Shortly after this, the discussion was opened up to comments and questions from the floor. Councillor James Slabbert, Portfolio Head for Human Settlements for the City of Cape Town, expressed a keen interest in learning more about the work being done in Langrug, and welcomed CORC and ISN’s input in utilizing their experience with re-blocking to provide input to the drafting of policy around informal settlement upgrading for the City. Mzwanele Zulu, ISN Coordinator for the Western Cape, was pleased to hear the City’s willingness to make re-blocking part of informal settlement upgrading policy, and urged the City to stick to its word on this point. Following the meeting, arrangements were made by CORC staff and ISN leaders to meet with Mr. Slabbert at a later date to continue these discussions.
Another issue that came to the fore during this session was the question of secure tenure for residents of settlements like Langrug and Mtshini Wam, questioning whether upgrading and re-blocking do enough towards this aim. Patrick Magebhula, national coordinator for ISN, confirmed that “the reasons for upgrading is to allow people to live where they are now, so re-blocking is just another way to give people land tenure where they live.”
Greg Exford echoed this point, stating, “If we do upgrading [in our informal settlements], people are given security of tenure. If we do enumerations, as soon as we have that person on [the City’s] database, they have security of tenure.”
The meeting closed on a positive note, with a colleague from Zambia commending CORC, ISN and the City of Cape Town. “What you have achieved in Mtshini Wam is a huge achievement.
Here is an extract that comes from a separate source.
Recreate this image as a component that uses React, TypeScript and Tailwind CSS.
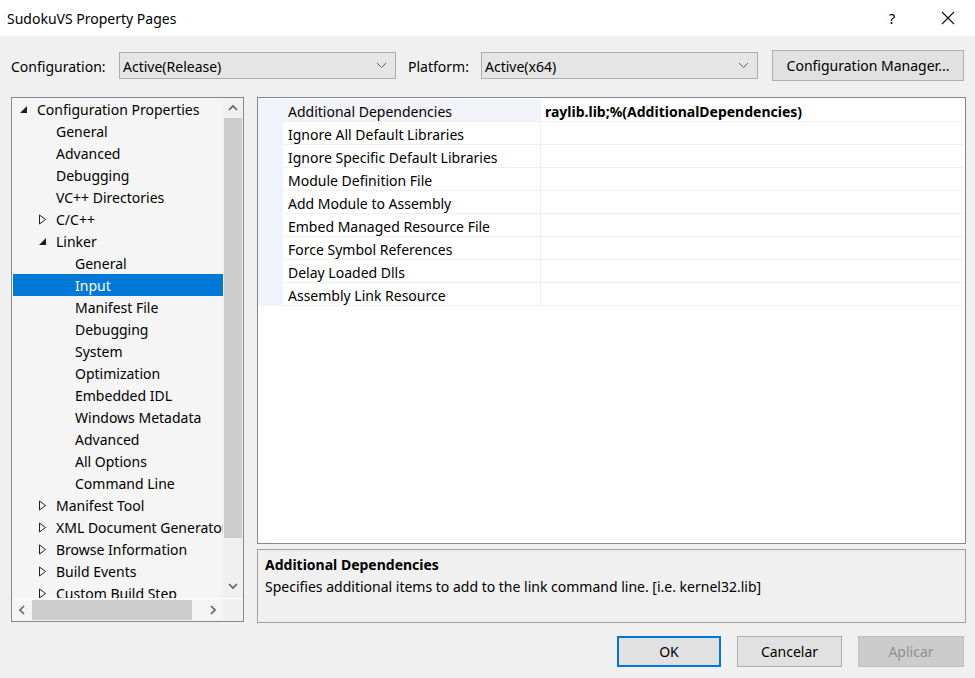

This is a wonderful first step. Now how do we get other communities on board so that we can spread upgrading to more communities?”
This is the key question for the 5 Cities Programme. Earlier in the day, Mzwanele Zulu had expressed his eagerness to scale up the activities in Mtshini Wam to settlements across Cape Town. In Cape Town, thanks to a growing partnership with the City, this becoming more of a reality. Despite challenges and setbacks, experiences like that of Mtshini Wam is evidence of the promise these partnerships can bring when the community takes the lead.